Pull out every line with the word "styles".

________________

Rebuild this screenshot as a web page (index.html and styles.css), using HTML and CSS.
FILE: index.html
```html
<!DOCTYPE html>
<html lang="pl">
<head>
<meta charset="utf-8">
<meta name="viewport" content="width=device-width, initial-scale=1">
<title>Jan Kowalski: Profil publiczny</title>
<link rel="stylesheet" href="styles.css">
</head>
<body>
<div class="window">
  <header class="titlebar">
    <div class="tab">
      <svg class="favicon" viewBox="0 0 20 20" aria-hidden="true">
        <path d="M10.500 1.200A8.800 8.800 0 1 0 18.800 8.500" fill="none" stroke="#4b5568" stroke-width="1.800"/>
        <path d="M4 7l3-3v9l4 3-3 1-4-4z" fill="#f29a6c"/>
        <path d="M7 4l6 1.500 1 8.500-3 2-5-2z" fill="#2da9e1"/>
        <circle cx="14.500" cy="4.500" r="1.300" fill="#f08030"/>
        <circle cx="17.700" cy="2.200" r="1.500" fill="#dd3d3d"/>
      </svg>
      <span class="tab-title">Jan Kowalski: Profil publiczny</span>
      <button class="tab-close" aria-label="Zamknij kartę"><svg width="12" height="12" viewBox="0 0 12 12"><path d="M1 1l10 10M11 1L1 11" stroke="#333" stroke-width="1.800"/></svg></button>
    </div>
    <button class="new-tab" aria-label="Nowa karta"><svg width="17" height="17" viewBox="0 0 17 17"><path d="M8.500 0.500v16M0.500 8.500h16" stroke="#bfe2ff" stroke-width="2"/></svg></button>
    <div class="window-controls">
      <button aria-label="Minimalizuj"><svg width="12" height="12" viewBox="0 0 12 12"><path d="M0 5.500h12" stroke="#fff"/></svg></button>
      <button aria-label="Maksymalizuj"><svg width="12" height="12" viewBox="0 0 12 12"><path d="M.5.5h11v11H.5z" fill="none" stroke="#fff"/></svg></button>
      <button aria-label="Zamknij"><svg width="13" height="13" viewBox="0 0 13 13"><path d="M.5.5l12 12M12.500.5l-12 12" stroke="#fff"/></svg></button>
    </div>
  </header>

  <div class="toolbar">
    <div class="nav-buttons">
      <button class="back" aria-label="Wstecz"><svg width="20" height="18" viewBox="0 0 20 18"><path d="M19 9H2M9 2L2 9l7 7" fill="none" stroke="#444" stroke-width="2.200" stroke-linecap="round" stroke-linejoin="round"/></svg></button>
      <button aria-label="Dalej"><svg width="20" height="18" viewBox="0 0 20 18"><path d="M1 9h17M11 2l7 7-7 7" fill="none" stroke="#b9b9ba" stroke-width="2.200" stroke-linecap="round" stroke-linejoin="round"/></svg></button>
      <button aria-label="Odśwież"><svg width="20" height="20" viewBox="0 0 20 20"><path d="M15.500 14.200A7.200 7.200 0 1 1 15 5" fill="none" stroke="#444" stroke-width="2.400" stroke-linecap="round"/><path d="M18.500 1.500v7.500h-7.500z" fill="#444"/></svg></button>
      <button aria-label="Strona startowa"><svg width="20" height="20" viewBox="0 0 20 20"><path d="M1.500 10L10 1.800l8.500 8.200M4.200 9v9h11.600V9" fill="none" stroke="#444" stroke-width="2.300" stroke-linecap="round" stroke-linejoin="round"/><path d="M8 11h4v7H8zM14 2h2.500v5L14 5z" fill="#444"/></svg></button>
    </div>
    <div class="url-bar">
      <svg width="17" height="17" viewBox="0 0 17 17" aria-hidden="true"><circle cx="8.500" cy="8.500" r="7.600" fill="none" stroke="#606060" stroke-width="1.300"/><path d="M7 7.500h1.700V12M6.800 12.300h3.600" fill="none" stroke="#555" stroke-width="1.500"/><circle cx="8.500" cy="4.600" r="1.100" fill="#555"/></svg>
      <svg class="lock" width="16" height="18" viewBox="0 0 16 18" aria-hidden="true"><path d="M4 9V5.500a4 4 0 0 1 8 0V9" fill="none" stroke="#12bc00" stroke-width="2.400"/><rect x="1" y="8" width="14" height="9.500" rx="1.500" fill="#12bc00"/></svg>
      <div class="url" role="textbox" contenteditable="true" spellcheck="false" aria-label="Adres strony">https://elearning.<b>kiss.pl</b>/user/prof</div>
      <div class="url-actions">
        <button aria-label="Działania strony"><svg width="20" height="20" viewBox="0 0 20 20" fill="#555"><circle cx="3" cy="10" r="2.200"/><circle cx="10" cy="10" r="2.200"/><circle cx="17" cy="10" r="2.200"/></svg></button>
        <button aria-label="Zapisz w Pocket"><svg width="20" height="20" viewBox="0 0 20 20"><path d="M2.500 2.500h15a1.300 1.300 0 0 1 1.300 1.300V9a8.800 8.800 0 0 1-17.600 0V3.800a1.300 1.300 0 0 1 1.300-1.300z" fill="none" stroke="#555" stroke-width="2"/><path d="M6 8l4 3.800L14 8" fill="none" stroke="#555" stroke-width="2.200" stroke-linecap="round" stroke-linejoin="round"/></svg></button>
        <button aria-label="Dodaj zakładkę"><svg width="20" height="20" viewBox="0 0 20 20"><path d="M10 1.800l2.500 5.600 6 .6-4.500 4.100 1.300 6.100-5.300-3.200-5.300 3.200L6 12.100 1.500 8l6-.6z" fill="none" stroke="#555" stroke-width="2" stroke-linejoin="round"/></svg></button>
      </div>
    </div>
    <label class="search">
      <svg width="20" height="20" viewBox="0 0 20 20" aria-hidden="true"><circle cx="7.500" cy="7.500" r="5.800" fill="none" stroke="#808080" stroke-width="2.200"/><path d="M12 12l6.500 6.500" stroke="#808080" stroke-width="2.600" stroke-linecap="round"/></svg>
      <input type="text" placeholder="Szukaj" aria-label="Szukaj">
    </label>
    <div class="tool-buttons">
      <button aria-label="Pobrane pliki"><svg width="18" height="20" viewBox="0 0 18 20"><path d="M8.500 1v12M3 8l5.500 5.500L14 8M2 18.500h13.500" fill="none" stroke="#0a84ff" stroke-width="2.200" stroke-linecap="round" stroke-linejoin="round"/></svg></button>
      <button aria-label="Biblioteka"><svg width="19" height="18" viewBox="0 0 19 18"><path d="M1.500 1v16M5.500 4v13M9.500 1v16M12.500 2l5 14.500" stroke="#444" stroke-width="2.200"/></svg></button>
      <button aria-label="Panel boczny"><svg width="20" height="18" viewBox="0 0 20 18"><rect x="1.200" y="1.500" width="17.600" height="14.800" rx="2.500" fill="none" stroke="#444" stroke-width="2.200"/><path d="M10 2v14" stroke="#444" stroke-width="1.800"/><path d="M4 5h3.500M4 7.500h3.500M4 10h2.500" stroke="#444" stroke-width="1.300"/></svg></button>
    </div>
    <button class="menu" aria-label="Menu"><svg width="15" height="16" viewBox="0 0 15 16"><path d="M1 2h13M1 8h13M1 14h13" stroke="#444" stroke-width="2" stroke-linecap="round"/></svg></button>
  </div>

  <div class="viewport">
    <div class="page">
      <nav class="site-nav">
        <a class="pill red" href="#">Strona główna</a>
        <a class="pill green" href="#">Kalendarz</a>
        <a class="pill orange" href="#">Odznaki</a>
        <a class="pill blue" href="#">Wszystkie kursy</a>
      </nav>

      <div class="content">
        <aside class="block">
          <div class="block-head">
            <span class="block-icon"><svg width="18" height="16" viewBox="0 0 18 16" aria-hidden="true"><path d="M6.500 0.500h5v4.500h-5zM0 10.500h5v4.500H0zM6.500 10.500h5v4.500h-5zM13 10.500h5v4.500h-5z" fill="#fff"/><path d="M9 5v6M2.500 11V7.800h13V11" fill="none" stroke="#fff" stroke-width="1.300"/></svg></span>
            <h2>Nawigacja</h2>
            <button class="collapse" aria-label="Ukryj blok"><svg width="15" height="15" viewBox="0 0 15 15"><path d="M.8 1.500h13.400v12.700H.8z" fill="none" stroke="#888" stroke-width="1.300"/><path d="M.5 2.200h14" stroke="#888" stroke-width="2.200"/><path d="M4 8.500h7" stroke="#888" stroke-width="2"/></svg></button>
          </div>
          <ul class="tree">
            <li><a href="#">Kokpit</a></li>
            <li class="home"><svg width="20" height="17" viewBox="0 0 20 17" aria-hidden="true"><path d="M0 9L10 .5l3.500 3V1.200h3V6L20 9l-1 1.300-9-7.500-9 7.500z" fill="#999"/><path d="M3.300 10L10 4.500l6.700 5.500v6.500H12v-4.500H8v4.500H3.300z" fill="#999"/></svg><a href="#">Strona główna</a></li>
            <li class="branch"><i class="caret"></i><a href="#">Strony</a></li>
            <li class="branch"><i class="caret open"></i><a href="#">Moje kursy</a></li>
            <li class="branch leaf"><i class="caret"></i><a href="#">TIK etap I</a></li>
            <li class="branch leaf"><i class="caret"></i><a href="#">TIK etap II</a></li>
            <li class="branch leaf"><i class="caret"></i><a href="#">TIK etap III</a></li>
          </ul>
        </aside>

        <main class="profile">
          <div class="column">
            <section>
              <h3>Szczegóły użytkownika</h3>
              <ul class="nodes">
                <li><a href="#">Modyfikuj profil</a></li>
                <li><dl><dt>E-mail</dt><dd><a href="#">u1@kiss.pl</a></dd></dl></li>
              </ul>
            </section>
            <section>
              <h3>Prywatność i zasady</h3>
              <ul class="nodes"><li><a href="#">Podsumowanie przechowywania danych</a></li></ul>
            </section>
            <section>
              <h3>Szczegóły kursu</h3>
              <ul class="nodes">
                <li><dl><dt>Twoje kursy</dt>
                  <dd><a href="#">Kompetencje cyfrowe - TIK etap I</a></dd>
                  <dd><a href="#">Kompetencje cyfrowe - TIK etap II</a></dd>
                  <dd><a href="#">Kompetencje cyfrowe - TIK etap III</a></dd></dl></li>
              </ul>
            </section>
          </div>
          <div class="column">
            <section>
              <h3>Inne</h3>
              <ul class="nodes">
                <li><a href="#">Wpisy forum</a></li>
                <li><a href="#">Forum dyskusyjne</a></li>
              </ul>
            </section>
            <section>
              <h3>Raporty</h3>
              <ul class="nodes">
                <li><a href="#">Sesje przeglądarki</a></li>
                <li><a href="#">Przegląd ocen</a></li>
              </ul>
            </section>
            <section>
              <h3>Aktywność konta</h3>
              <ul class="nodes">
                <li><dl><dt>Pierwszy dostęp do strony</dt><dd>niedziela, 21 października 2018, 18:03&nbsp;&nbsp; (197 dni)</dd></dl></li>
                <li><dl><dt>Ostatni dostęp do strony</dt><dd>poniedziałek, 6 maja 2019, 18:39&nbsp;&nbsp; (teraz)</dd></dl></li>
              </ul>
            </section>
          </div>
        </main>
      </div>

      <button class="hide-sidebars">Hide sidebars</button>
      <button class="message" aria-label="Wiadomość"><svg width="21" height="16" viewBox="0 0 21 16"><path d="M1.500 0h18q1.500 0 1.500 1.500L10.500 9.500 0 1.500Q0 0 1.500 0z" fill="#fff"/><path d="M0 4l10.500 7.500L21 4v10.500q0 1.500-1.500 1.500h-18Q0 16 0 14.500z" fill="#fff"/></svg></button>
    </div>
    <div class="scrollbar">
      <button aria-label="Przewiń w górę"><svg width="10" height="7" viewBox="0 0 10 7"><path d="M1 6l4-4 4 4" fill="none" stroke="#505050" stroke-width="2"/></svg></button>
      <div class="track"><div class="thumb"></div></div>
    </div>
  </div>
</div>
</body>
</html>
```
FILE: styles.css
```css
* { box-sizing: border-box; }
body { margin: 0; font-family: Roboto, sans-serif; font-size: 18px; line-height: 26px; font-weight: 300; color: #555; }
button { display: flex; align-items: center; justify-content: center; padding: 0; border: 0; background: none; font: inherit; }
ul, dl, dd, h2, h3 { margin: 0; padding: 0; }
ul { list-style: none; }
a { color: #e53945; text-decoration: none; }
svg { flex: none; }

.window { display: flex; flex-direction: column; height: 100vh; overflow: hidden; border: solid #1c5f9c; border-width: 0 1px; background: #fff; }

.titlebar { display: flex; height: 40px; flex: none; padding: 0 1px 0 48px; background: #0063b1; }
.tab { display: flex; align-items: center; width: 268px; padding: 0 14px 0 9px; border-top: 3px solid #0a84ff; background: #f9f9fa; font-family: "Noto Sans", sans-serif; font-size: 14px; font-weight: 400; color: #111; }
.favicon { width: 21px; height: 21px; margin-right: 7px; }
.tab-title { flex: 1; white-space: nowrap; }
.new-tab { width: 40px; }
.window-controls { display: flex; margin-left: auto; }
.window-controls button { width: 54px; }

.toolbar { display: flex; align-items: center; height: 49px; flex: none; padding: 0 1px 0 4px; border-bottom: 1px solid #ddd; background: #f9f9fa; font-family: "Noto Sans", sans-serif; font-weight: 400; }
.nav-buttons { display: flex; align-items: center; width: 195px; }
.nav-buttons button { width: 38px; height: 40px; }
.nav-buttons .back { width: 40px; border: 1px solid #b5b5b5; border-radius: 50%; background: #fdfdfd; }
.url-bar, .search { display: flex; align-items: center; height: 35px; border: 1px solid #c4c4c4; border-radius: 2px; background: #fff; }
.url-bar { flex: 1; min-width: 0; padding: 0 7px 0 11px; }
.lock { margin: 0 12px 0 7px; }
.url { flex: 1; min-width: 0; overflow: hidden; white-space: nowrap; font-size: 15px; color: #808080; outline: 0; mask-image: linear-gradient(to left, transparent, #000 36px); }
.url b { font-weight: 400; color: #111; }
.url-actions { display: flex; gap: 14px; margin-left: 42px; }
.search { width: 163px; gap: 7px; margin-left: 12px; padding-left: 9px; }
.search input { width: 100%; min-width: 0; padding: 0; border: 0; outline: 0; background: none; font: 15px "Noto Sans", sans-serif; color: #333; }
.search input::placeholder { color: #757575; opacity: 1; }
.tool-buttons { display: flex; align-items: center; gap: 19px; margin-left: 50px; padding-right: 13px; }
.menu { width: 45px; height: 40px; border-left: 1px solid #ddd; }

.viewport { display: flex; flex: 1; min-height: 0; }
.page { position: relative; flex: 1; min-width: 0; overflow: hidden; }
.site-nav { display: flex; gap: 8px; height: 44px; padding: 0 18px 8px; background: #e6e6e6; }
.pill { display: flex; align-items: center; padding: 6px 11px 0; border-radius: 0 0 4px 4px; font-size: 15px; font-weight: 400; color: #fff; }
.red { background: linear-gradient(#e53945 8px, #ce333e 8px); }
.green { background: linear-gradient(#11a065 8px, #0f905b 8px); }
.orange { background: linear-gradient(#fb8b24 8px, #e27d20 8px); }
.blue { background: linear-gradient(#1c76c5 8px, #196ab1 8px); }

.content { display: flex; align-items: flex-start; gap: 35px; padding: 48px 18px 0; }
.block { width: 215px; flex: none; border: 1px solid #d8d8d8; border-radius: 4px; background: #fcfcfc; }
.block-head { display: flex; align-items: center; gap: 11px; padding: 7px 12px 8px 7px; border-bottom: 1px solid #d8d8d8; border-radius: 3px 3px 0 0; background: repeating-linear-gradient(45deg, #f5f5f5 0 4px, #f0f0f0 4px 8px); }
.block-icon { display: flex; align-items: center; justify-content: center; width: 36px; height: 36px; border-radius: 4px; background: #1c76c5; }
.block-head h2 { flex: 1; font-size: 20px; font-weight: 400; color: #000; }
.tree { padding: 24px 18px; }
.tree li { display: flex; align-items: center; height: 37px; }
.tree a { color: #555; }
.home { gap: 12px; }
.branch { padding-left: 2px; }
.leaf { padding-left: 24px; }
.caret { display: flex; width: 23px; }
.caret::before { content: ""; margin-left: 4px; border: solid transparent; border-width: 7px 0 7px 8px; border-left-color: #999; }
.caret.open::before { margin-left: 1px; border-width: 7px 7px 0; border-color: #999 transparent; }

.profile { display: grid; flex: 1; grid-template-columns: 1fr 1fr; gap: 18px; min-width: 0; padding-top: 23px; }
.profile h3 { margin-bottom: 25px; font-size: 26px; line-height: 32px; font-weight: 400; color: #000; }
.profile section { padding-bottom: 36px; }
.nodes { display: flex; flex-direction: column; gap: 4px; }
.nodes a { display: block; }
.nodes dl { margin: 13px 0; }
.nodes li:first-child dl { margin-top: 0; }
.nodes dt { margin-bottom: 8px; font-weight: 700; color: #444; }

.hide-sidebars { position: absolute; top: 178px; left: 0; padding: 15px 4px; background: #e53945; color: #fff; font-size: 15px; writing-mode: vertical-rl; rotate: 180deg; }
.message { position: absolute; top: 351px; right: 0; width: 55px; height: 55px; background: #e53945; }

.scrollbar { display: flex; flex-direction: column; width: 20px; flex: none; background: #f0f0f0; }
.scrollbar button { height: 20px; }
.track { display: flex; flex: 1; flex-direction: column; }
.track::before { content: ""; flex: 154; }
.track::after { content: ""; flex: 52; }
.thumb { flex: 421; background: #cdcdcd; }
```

________________

**SOLUTION**
Rebuild this screenshot as a web page (index.html and styles.css), using HTML and CSS.
<link rel="stylesheet" href="styles.css">
FILE: styles.css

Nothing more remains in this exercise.